View Single Post
Old 07-12-2016, 02:11 AM   #39
Marwhini
Wight
 
Join Date: Jun 2016
Posts: 144
Marwhini has just left Hobbiton.
I did read what you said.

And maybe if you have read works like Gone with the Wind you would realize that the movie contains far less than half the book (maybe even less than ¼ of it, but it has been almost 30 years since I read it - so I would need to find a coy of it to detail what all was left out). The film left out a gigantic Plot-arc concerning the KKK, among other things:

https://gwenonichi.wordpress.com/201...and-the-movie/

So citing it isn't exactly supporting that a long book can be translated to the screen in a single movie without cutting anything out.

These aren't "Theories" I am talking about.

Even Nerwen recognized that there is a recognized Script:Screen relationship that the movie and TV industry uses.

As far as claiming you never mentioned a 2-4 hour production. Here is what you said:

Code:
It's a short book. Three films is and never was necessary. As I mentioned before, two films tops and you capture every major event and character, and no one would feel at all shortchanged.
Pardon me if I have been speaking in terms of total hours of screen time, instead of how many films.

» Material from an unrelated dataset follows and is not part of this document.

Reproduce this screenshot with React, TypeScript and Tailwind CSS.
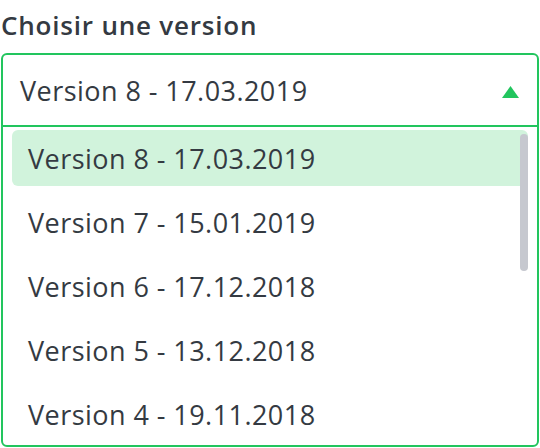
const versions = [
  "Version 8 - 17.03.2019",
  "Version 7 - 15.01.2019",
  "Version 6 - 17.12.2018",
  "Version 5 - 13.12.2018",
  "Version 4 - 19.11.2018",
];

export default function App() {
  const selected = 0;

  return (
    <div className="w-[540px] h-[448px] bg-white text-[#343a42] font-['Open_Sans',sans-serif] overflow-hidden">
      <div className="h-[53px] pl-[1px] pb-[3px] flex items-center">
        <span className="text-[26px] font-semibold leading-none tracking-[0.8px]">
          Choisir une version
        </span>
      </div>
      <div className="ml-px w-[538px] h-[394px] border-2 border-[#22c55e] rounded-[6px] flex flex-col overflow-hidden">
        <div className="h-[72px] shrink-0 pl-[17px] pr-[18px] flex items-center justify-between border-b-2 border-[#22c55e]">
          <span className="text-[27px] leading-none tracking-[0.45px]">{versions[selected]}</span>
          <svg width="17" height="12" viewBox="0 0 17 12" className="mt-[3px]">
            <path d="M8.5 0 L17 12 L0 12 Z" fill="#22c55e" />
          </svg>
        </div>
        <div className="relative flex-1 overflow-hidden px-[9px] pt-[3px]">
          {versions.map((v, i) => (
            <div
              key={v}
              className={
                i === selected
                  ? "h-[56px] mb-[8px] pl-[16px] pt-[3px] flex items-center rounded-[6px] bg-[#d1f3dc] text-[27px] tracking-[0.45px]"
                  : "h-[56px] mb-[8px] pl-[16px] pt-[3px] flex items-center rounded-[6px] text-[27px] tracking-[0.45px]"
              }
            >
              {v}
            </div>
          ))}
          <div className="absolute right-[9px] top-[7px] w-[8px] h-[137px] rounded-full bg-[#c6c8cf]" />
        </div>
      </div>
    </div>
  );
}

It is an industry standard that we talk about a typical film having a run-time of about 2 hours.

Thus a run-time of 4 hours would be considered to EITHER be a very long single film.... Or, more likely, it would be broken into two halves and released in two parts, as two separate films.

So that sounds a little disingenuous to claim you never said anything about a 2 - 4 hour production, when you are claiming "two films tops" (which would be roughly 4 hours).

You could expand that to 5 hours with 2 films of 2.5 hours each, and then you would be reducing each chapter to an average of 15 minutes each.

But it is likely that you would still have to cut things from the book in doing so, given that [I[The Hobbit[/I] tends to be pretty dialog heavy (and Dialog takes up more room in a script than it does in a novel, thus taking up more screen-time than pure visualization, or direction).

And if you want to play the equivocation game.... I am talking about a 20 minute per chapter translation.

That comes out to 6 hours and 20 minutes.

You can cut that into however many films you wish, from one six-hour movie, since there isn't a shortage of long movies:

https://en.wikipedia.org/wiki/List_of_longest_films

To twenty twenty-minute episodes (which doesn't mean one per chapter).